- _What you have to do_
Within this material, how many lines have the string "index" in them? The answer is a number, with nothing added.

START

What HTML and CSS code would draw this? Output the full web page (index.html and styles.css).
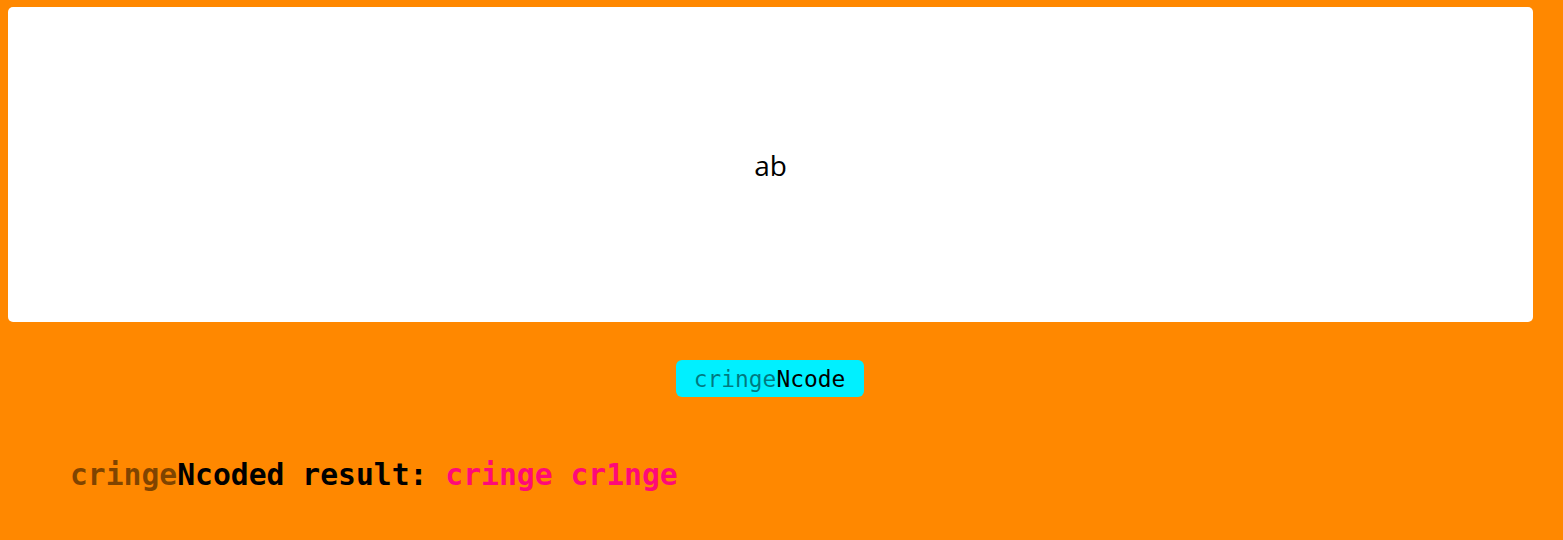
FILE: index.html
```html
<!DOCTYPE html>
<html>
<head>
<meta charset="utf-8">
<link rel="stylesheet" href="styles.css">
</head>
<body>
<div class="page">
  <div class="input-box"><span class="input-text">ab</span></div>
  <div class="actions">
    <button class="btn"><span class="dim">cringe</span>Ncode</button>
  </div>
  <div class="result"><span class="dim">cringe</span>Ncoded result: <span class="out">cringe cr1nge</span></div>
</div>
</body>
</html>
```
FILE: styles.css
```css
html, body {
  margin: 0;
  padding: 0;
  background: #ff8800;
}
.page {
  padding: 7px 30px 0 8px;
  display: flex;
  flex-direction: column;
}
.input-box {
  background: #ffffff;
  border-radius: 5px;
  height: 315px;
  display: flex;
  align-items: center;
  justify-content: center;
}
.input-text {
  font-family: "Open Sans", sans-serif;
  font-size: 28px;
  color: #000;
}
.actions {
  display: flex;
  justify-content: center;
  padding-top: 38px;
  padding-right: 2px;
}
.btn {
  background: #00f0ff;
  border: none;
  border-radius: 6px;
  width: 188px;
  height: 37px;
  padding: 0;
  font-family: "DejaVu Sans Mono", monospace;
  font-size: 22.9px;
  color: #000;
}
.btn .dim {
  color: rgba(0, 0, 0, 0.5);
}
.result {
  margin-top: 60px;
  padding-left: 62px;
  font-family: "DejaVu Sans Mono", monospace;
  font-weight: bold;
  font-size: 29.7px;
  color: #000;
}
.result .dim {
  color: rgba(0, 0, 0, 0.5);
}
.result .out {
  color: #ff0a78;
}
```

END

- _Correct answer_
2